I noted with interest how Papal Tailgaters are lauding the move to send Archbishop Scicluna to the U.S. to sort this mess out. Austen Ivereigh for example, thinks Chile is the model:
But in Chile, the crisis was covered up for years, the Pope mocked the victims while ignoring their pleas. In fact, it took a near riot before Francis took it seriously, and in the end just one bishop lost his job.

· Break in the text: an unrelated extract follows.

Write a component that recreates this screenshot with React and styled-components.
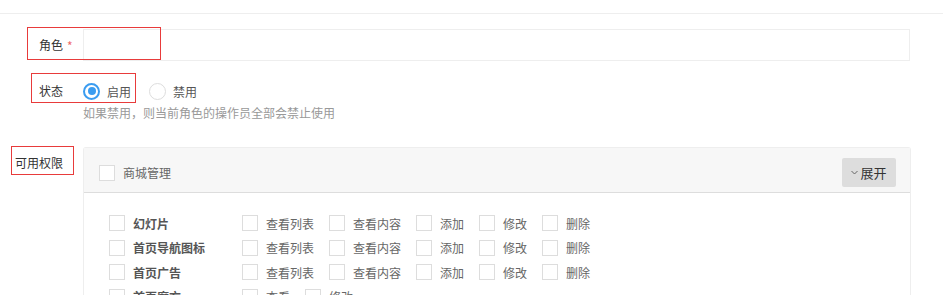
import React from 'react';
import styled, { createGlobalStyle } from 'styled-components';

const GlobalStyle = createGlobalStyle`
    html, body {
        margin: 0;
        padding: 0;
        background: #fff;
        font-family: "Noto Sans CJK SC", "Noto Sans", sans-serif;
        font-size: 12px;
        color: #333;
    }
`;

const Page = styled.div`
    position: relative;
    width: 943px;
    height: 295px;
    overflow: hidden;
`;

const TopBar = styled.div`
    height: 13px;
    border-bottom: 1px solid #eee;
`;

const Form = styled.div`
    padding-top: 15px;
`;

const FormRow = styled.div`
    display: flex;
    align-items: ${props => props.alignTop ? 'flex-start' : 'center'};
    margin-bottom: ${props => props.gap || 0}px;
`;

const Label = styled.div`
    position: relative;
    width: 63px;
    padding-right: 20px;
    text-align: right;
    line-height: 32px;
    color: #333;
    flex-shrink: 0;
    ${props => props.offsetTop && `margin-top: ${props.offsetTop}px;`}

    .required {
        position: absolute;
        left: 67px;
        top: 1px;
        color: #f06a6a;
        font-size: 12px;
    }
`;

const Input = styled.div`
    width: 825px;
    height: 30px;
    border: 1px solid #eee;
`;

const Field = styled.div`
    display: flex;
    flex-direction: column;
`;

const RadioGroup = styled.div`
    display: flex;
    align-items: center;
    height: 32px;
`;

const RadioItem = styled.label`
    display: flex;
    align-items: center;
    margin-right: 18px;
    color: #555;
`;

const RadioDot = styled.span`
    box-sizing: border-box;
    width: 17px;
    height: 17px;
    margin-right: 7px;
    border-radius: 50%;
    border: ${props => props.checked ? '2.5px solid #3a9cf0' : '1px solid #ddd'};
    display: flex;
    align-items: center;
    justify-content: center;

    &:after {
        content: "";
        display: ${props => props.checked ? 'block' : 'none'};
        width: 8px;
        height: 8px;
        border-radius: 50%;
        background: #3a9cf0;
    }
`;

const Hint = styled.div`
    color: #999;
    line-height: 14px;
    margin-top: -1px;
`;

const Panel = styled.div`
    width: 826px;
    border: 1px solid #eee;
    border-bottom: none;
    border-radius: 3px 3px 0 0;
    height: 160px;
`;

const PanelHeader = styled.div`
    box-sizing: border-box;
    display: flex;
    align-items: center;
    justify-content: space-between;
    height: 45px;
    padding: 5px 14px 0 15px;
    background: #f7f7f7;
    border-bottom: 1px solid #ddd;
    color: #666;
`;

const HeaderTitle = styled.div`
    display: flex;
    align-items: center;
`;

const Box = styled.span`
    box-sizing: border-box;
    display: inline-block;
    width: 16px;
    height: 16px;
    background: #fff;
    border: 1px solid #ddd;
    margin-right: 8px;
    flex-shrink: 0;
`;

const ExpandButton = styled.div`
    display: flex;
    align-items: center;
    justify-content: center;
    width: 54px;
    height: 29px;
    background: #ddd;
    border-radius: 2px;
    color: #333;
    font-size: 13px;

    svg {
        margin-right: 2px;
    }
`;

const PanelBody = styled.div`
    padding: 18px 0 0 25px;
`;

const PermRow = styled.div`
    display: flex;
    align-items: center;
    height: 24.5px;
`;

const ModuleName = styled.div`
    display: flex;
    align-items: center;
    width: 133px;
    font-weight: bold;
    color: #555;
`;

const PermItem = styled.div`
    display: flex;
    align-items: center;
    margin-right: 15px;
    color: #666;
`;

const Annotation = styled.div`
    position: absolute;
    border: 1px solid #e83b3b;
    pointer-events: none;
`;

const rows = [
    { name: '幻灯片', perms: ['查看列表', '查看内容', '添加', '修改', '删除'] },
    { name: '首页导航图标', perms: ['查看列表', '查看内容', '添加', '修改', '删除'] },
    { name: '首页广告', perms: ['查看列表', '查看内容', '添加', '修改', '删除'] },
    { name: '首页魔方', perms: ['查看', '修改'] },
];

const Chevron = () => (
    <svg width="7" height="5" viewBox="0 0 7 5">
        <path d="M0.5 1 L3.5 4 L6.5 1" fill="none" stroke="#666" strokeWidth="1" />
    </svg>
);

export default function App() {
    return (
        <Page>
            <GlobalStyle />
            <TopBar />
            <Form>
                <FormRow gap={14}>
                    <Label>角色<span className="required">*</span></Label>
                    <Input />
                </FormRow>
                <FormRow alignTop gap={27}>
                    <Label>状态</Label>
                    <Field>
                        <RadioGroup>
                            <RadioItem><RadioDot checked />启用</RadioItem>
                            <RadioItem><RadioDot />禁用</RadioItem>
                        </RadioGroup>
                        <Hint>如果禁用，则当前角色的操作员全部会禁止使用</Hint>
                    </Field>
                </FormRow>
                <FormRow alignTop>
                    <Label offsetTop={0}>可用权限</Label>
                    <Panel>
                        <PanelHeader>
                            <HeaderTitle><Box />商城管理</HeaderTitle>
                            <ExpandButton><Chevron />展开</ExpandButton>
                        </PanelHeader>
                        <PanelBody>
                            {rows.map(row => (
                                <PermRow key={row.name}>
                                    <ModuleName><Box />{row.name}</ModuleName>
                                    {row.perms.map(p => (
                                        <PermItem key={p}><Box />{p}</PermItem>
                                    ))}
                                </PermRow>
                            ))}
                        </PanelBody>
                    </Panel>
                </FormRow>
            </Form>
            <Annotation style={{ left: 27, top: 27, width: 132, height: 31 }} />
            <Annotation style={{ left: 31, top: 73, width: 103, height: 28 }} />
            <Annotation style={{ left: 11, top: 146, width: 61, height: 27 }} />
        </Page>
    );
}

Doesn't seem like best practice really does it?

Chris Altieri offered a really scathing appraisal of the Pope's letter.
From start to finish, his latest “Letter to the People of God” is full of language we have seen before, or minor variations on themes that have become clichés – little more than what folks in the trade call “boilerplate”.
It is devoid of practical considerations regarding the reform of clerical leadership worldwide, which many within and without the Church now universally recognise as necessary and urgent.
The letter is, in a word, inadequate: like the statement from USCCB president Daniel Cardinal DiNardo, an exercise in misdirection, blame-shifting, and obfuscation.
One of the main criticisms I have seen widely discussed is that rather than focusing the blame and responsibility for these terrible, sacrilegious and disgusting acts of abuse with the abusers and facilitators (i.e. those that cover up the abuse) the Holy Father suggests we all need to repent of these sins. As Altieri sums up:
If Pope Francis is reticent to share the power of governance necessary to address the crisis and repair the Church — as he appears to be, given his unwillingness thus far even to disclose his mind in these regards beyond platitudinous generalities — he is nevertheless quite willing to share the blame with the whole body of the faithful.